Stated exercise: Pictures are not part of the copy. Retype the lines from the first one through the line that contains "boolean; children: ReactNode".

[Start of Information shown]

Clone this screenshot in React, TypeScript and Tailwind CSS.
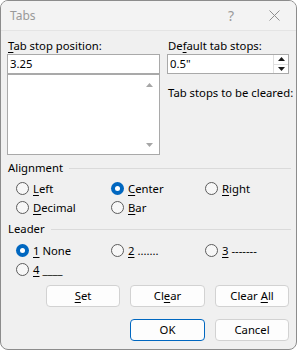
import { ReactNode } from 'react'

const font = { fontFamily: '"Noto Sans", "Segoe UI", sans-serif' }

const Key = ({ children }: { children: ReactNode }) => <span className="underline underline-offset-[2px]">{children}</span>

type RadioProps = { checked?: boolean; children: ReactNode }

const Radio = ({ checked, children }: RadioProps) => (
  <div className="flex items-center h-[19px]">
    {checked ? (
      <span className="w-[13px] h-[13px] rounded-full bg-[#0067c0] flex items-center justify-center shrink-0">
        <span className="w-[5px] h-[5px] rounded-full bg-white" />
      </span>
    ) : (
      <span className="w-[13px] h-[13px] rounded-full border border-[#5c5c5c] bg-[#f7f7f7] shrink-0" />
    )}
    <span className="ml-[4px] whitespace-nowrap">{children}</span>
  </div>
)

const GroupTitle = ({ title }: { title: string }) => (
  <div className="flex items-center h-[16px] pl-[7px] pr-[5px]">
    <span>{title}</span>
    <span className="flex-1 ml-[6px] h-px bg-[#dadada]" />
  </div>
)

const Btn = ({ children, primary, w = 'w-[74px]' }: { children: ReactNode; primary?: boolean; w?: string }) => (
  <button
    className={`${w} h-[22px] rounded-[4px] bg-[#fdfdfd] text-black text-[11.3px] border ${
      primary ? 'border-[#0067c0]' : 'border-[#d2d2d2]'
    }`}
  >
    {children}
  </button>
)

const Tri = ({ up, color = '#a6a6a6' }: { up?: boolean; color?: string }) => (
  <svg width="7" height="4" viewBox="0 0 7 4">
    <polygon points={up ? '3.5,0 7,4 0,4' : '0,0 7,0 3.5,4'} fill={color} />
  </svg>
)

export default function App() {
  return (
    <div className="w-[297px] h-[350px] bg-white" style={font}>
      <div className="w-full h-full bg-[#f0f0f0] border border-[#8c8c8c] rounded-[8px] overflow-hidden flex flex-col text-[11.3px] text-black leading-[16px]">
        {/* title bar */}
        <div className="h-[30px] shrink-0 flex items-center pl-[9px] bg-[#f3f3f3] border-b border-[#e4e4e4]">
          <span className="text-[#999999] text-[12px]">Tabs</span>
          <span className="ml-auto text-[#9a9a9a] text-[14px] mr-[35px]">?</span>
          <svg width="11" height="11" viewBox="0 0 11 11" className="mr-[16px]">
            <path d="M0.5 0.5 L10.5 10.5 M10.5 0.5 L0.5 10.5" stroke="#8f8f8f" strokeWidth="1" />
          </svg>
        </div>

        {/* top fields */}
        <div className="flex pt-[7px] pl-[6px]">
          <div className="w-[153px] flex flex-col">
            <label className="h-[16px] pl-[1px]">
              <Key>T</Key>ab stop position:
            </label>
            <div className="h-[20px] border border-[#a9a9a9] bg-white pl-[2px] flex items-center">3.25</div>
            <div className="h-[81px] border border-[#a9a9a9] bg-white flex">
              <div className="flex-1" />
              <div className="w-[15px] flex flex-col items-center justify-between pt-[8px] pb-[7px] mr-[2px]">
                <Tri up />
                <Tri />
              </div>
            </div>
          </div>
          <div className="w-[122px] ml-[7px] flex flex-col">
            <label className="h-[16px] pl-[1px]">
              De<Key>f</Key>ault tab stops:
            </label>
            <div className="h-[20px] border border-[#a9a9a9] bg-white flex">
              <div className="flex-1 pl-[2px] flex items-center">0.5"</div>
              <div className="w-[15px] flex flex-col border-l border-[#e0e0e0]">
                <div className="flex-1 flex items-center justify-center border-b border-[#e0e0e0]">
                  <Tri up color="#1a1a1a" />
                </div>
                <div className="flex-1 flex items-center justify-center">
                  <Tri color="#1a1a1a" />
                </div>
              </div>
            </div>
            <div className="mt-[11px] pl-[1px] whitespace-nowrap">Tab stops to be cleared:</div>
          </div>
        </div>

        {/* alignment */}
        <div className="mt-[5px]">
          <GroupTitle title="Alignment" />
          <div className="grid grid-cols-[95px_94px_auto] pl-[15px] mt-[3px]">
            <Radio><Key>L</Key>eft</Radio>
            <Radio checked><Key>C</Key>enter</Radio>
            <Radio><Key>R</Key>ight</Radio>
            <Radio><Key>D</Key>ecimal</Radio>
            <Radio><Key>B</Key>ar</Radio>
          </div>
        </div>

        {/* leader */}
        <div className="mt-[4px]">
          <GroupTitle title="Leader" />
          <div className="grid grid-cols-[95px_94px_auto] pl-[15px] mt-[4px]">
            <Radio checked><Key>1</Key> None</Radio>
            <Radio><Key>2</Key> .......</Radio>
            <Radio><Key>3</Key> -------</Radio>
            <Radio><Key>4</Key> ____</Radio>
          </div>
        </div>

        {/* buttons */}
        <div className="flex justify-end gap-[10px] pr-[7px] mt-[6px]">
          <Btn><Key>S</Key>et</Btn>
          <Btn w="w-[75px]">Cl<Key>e</Key>ar</Btn>
          <Btn>Clear <Key>A</Key>ll</Btn>
        </div>
        <div className="flex justify-end gap-[10px] pr-[7px] mt-[12px]">
          <Btn primary w="w-[75px]">OK</Btn>
          <Btn>Cancel</Btn>
        </div>
      </div>
    </div>
  )
}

[End of Information shown]

Written solution:
Clone this screenshot in React, TypeScript and Tailwind CSS.
import { ReactNode } from 'react'

const font = { fontFamily: '"Noto Sans", "Segoe UI", sans-serif' }

const Key = ({ children }: { children: ReactNode }) => <span className="underline underline-offset-[2px]">{children}</span>

type RadioProps = { checked?: boolean; children: ReactNode }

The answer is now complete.